Возле дома, где он родился и где всё ещё сохранились всякие старые пристройки, мне тоже довелось познакомиться с тремя очень близкими ему соседками. И они точно также все сразу оживились, поправили сбившиеся на головах платки и припомнили уже всё то, что знали о нём ещё с самой войны. "Ведь тут у нас кругом полыхало от огня и снарядов. А уцелевшие распухали от голода, картошку морозевую ели. И с одной деревни перебирались в другую. С Переволочной в Горяиновку… дальше Нижинская. А чуть левее уж Муравка… и мать Славы также мыкалась вместе со всеми, прятала его и спасала".

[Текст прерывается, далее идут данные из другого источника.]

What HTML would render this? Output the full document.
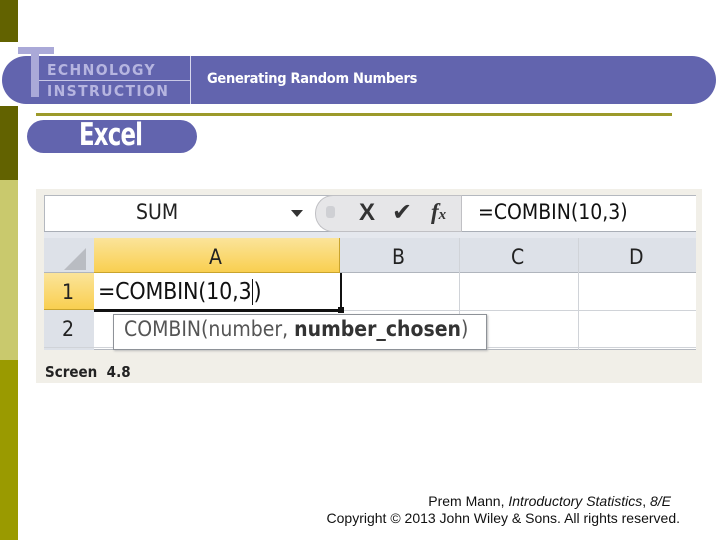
<!DOCTYPE html>
<html><head><meta charset="utf-8"><style>
*{margin:0;padding:0;box-sizing:border-box}
body{width:720px;height:540px;position:relative;background:#fff;overflow:hidden;font-family:"Liberation Sans",sans-serif}
.a{position:absolute}
.cal{font-family:"DejaVu Sans Condensed","DejaVu Sans","Liberation Sans",sans-serif}
</style></head><body>
<div class="a" style="left:0;top:0;width:18px;height:42px;background:#626200"></div>
<div class="a" style="left:0;top:106px;width:18px;height:74px;background:#626200"></div>
<div class="a" style="left:0;top:180px;width:18px;height:180px;background:#c9c96d"></div>
<div class="a" style="left:0;top:360px;width:18px;height:180px;background:#9a9a00"></div>

<div class="a" style="left:2px;top:56px;width:714px;height:48px;background:#6264ae;border-radius:24px"></div>
<div class="a" style="left:18px;top:47px;width:36px;height:7px;background:#aaa9d8"></div>
<div class="a" style="left:31px;top:47px;width:8px;height:50px;background:#aaa9d8"></div>
<div class="a" style="left:39px;top:80px;width:152px;height:1px;background:#c8c8e6"></div>
<div class="a" style="left:190px;top:56px;width:1px;height:48px;background:#d8d8ee"></div>
<div class="a cal" style="left:47px;top:61px;font-size:15.5px;font-weight:bold;letter-spacing:1.4px;color:#b6b5e0">ECHNOLOGY</div>
<div class="a cal" style="left:47px;top:82px;font-size:15.5px;font-weight:bold;letter-spacing:1.4px;color:#b6b5e0">INSTRUCTION</div>
<div class="a cal" style="left:207px;top:71px;font-size:14.5px;font-weight:bold;color:#fff;letter-spacing:-0.3px">Generating Random Numbers</div>

<div class="a" style="left:36px;top:113px;width:636px;height:3px;background:#9c9a2a"></div>
<div class="a" style="left:27px;top:120px;width:170px;height:33px;background:#6264ae;border-radius:17px"></div>
<div class="a cal" style="left:79px;top:117px;font-size:31px;font-weight:bold;color:#fff;letter-spacing:-1px;transform:scaleX(.82);transform-origin:left">Excel</div>

<div class="a" style="left:36px;top:189px;width:666px;height:194px;background:#f1efe8"></div>
<div class="a" style="left:44px;top:195px;width:652px;height:155px;background:#fff;border:1px solid #b4b8bf;border-right:none"></div>
<div class="a" style="left:44px;top:231px;width:652px;height:7px;background:#e5e8ee;border-top:1px solid #a9aeb6"></div>
<div class="a cal" style="left:136px;top:200px;font-size:21px;color:#222">SUM</div>
<div class="a" style="left:291px;top:210px;border-left:6px solid transparent;border-right:6px solid transparent;border-top:7px solid #333"></div>
<div class="a" style="left:315px;top:195px;width:146px;height:37px;background:#e6e6e8;border-radius:18px 0 0 18px;border:1px solid #c0c0c4;border-right:none"></div>
<div class="a" style="left:326px;top:206px;width:9px;height:12px;background:#cfd0d4;border-radius:3px"></div>
<div class="a" style="left:359px;top:199px;font-size:24px;font-weight:bold;color:#333">X</div>
<div class="a" style="left:392px;top:198px;font-size:24px;color:#333">✔</div>
<div class="a" style="left:431px;top:199px;font-family:'Liberation Serif',serif;font-style:italic;font-weight:bold;font-size:23px;color:#333">f<span style="font-size:15px">x</span></div>
<div class="a" style="left:461px;top:195px;width:1px;height:37px;background:#c0c0c4"></div>
<div class="a cal" style="left:478px;top:200px;font-size:21px;color:#111">=COMBIN(10,3)</div>
<div class="a" style="left:44px;top:238px;width:652px;height:35px;background:#dde1e8;border-bottom:1px solid #b0b5bd"></div>
<div class="a" style="left:44px;top:273px;width:50px;height:77px;background:#dde1e8"></div>
<div class="a" style="left:64px;top:248px;width:0;height:0;border-left:22px solid transparent;border-bottom:22px solid #b9bcc2"></div>
<div class="a" style="left:94px;top:238px;width:246px;height:35px;background:linear-gradient(#fbe49a,#f9cf50);border-bottom:1px solid #c9a42d;border-right:1px solid #c9a42d"></div>
<div class="a" style="left:44px;top:273px;width:50px;height:37px;background:linear-gradient(#fbe49a,#f9cf50);border-bottom:1px solid #c9a42d"></div>
<div class="a" style="left:459px;top:238px;width:1px;height:112px;background:#d0d3d8"></div>
<div class="a" style="left:578px;top:238px;width:1px;height:112px;background:#d0d3d8"></div>
<div class="a" style="left:94px;top:310px;width:602px;height:1px;background:#d0d3d8"></div>
<div class="a" style="left:44px;top:347px;width:652px;height:1px;background:#d0d3d8"></div>
<div class="a cal" style="left:209px;top:245px;font-size:21px;color:#222">A</div>
<div class="a cal" style="left:392px;top:245px;font-size:21px;color:#222">B</div>
<div class="a cal" style="left:511px;top:245px;font-size:21px;color:#222">C</div>
<div class="a cal" style="left:629px;top:245px;font-size:21px;color:#222">D</div>
<div class="a cal" style="left:62px;top:280px;font-size:21px;color:#222">1</div>
<div class="a cal" style="left:62px;top:317px;font-size:21px;color:#222">2</div>
<div class="a" style="left:94px;top:273px;width:248px;height:39px;border-right:2px solid #111;border-bottom:3px solid #111"></div>
<div class="a" style="left:338px;top:307px;width:6px;height:6px;background:#111"></div>
<div class="a cal" style="left:98px;top:279px;font-size:23px;color:#111;letter-spacing:-0.2px">=COMBIN(10,3<span style="border-left:1px solid #111;margin-left:1px">)</span></div>
<div class="a cal" style="left:113px;top:314px;width:374px;height:36px;background:#fff;border:1px solid #8e9298;box-shadow:1px 1px 2px #bbb;padding:2px 0 0 10px;font-size:21px;color:#555;white-space:nowrap;letter-spacing:0px">COMBIN(number, <b style="color:#333">number_chosen</b>)</div>
<div class="a cal" style="left:45px;top:363px;font-size:15px;font-weight:bold;color:#222">Screen&nbsp; 4.8</div>

<div class="a" style="left:260px;top:493px;width:411px;text-align:right;font-size:14px;color:#111">Prem Mann, <i>Introductory Statistics</i>, <i>8/E</i></div>
<div class="a" style="left:260px;top:510px;width:420px;text-align:right;font-size:14px;color:#111">Copyright © 2013 John Wiley &amp; Sons. All rights reserved.</div>
</body></html>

Антипова Валентина Егоровна показала и его любимое место во дворе, на скамейке возле кустов… и когда он приезжал к ним сюда, то обязательно собирал их всех и просил спеть ему какую-нибудь старинную песню. Особенно ту, которая больше всего нравилась его матери Лидии Тимофеевне.
Ни тучки, ни хмарки.
Чай, дождик идёт.
Казак до дивчины,
Чай, вечера ждёт.
Земля здесь действительно непростая. Казачья! И Вячеслав Михайлович прикладывал все силы, чтобы не дать угаснуть тут их духу былому. И помог созвать даже казачий Круг как раз у своего же вознесённого на холме креста. А для всех оставшихся соседок купил новый трактор "Беларусь". Да и списки всех желающих переселиться сюда тоже подготовил.
— Но вот не успел всё-таки, — взглянув на меня и словно желая что-то ещё добавить, произнесла под конец Валентина Егоровна. — На него же после памятника Святославу пошло такое, что… никак нигде не давали поставить. И даже пытались сбить машину с Вячеславом Михайловичем после Белгорода! И он тогда к себе на станцию не поехал, а завернул среди ночи к нам вот сюда.
Ну, что ещё можно сказать после этого? Ведь в словах Валентины Егоровны выражалась вся тревога, признательность и та любовь, которая всегда ощущалась к нему тут в их сердцах и была точно также разлита в эти дни во всех других краях.
Так воскреснет ли былая Русь? Опамятуется ли? И сумеет ли, подобно Святославу Храброму, вновь вымести со своей земли всяческую нечисть?
Именно ради этого Клыков, не устрашась ничего и создавая сей памятник, бросил вызов всем нашим недругам и вступил с ними в смертельную схватку.
Это было его самое последнее творение… и он словно указал — отступать нам уже больше некуда.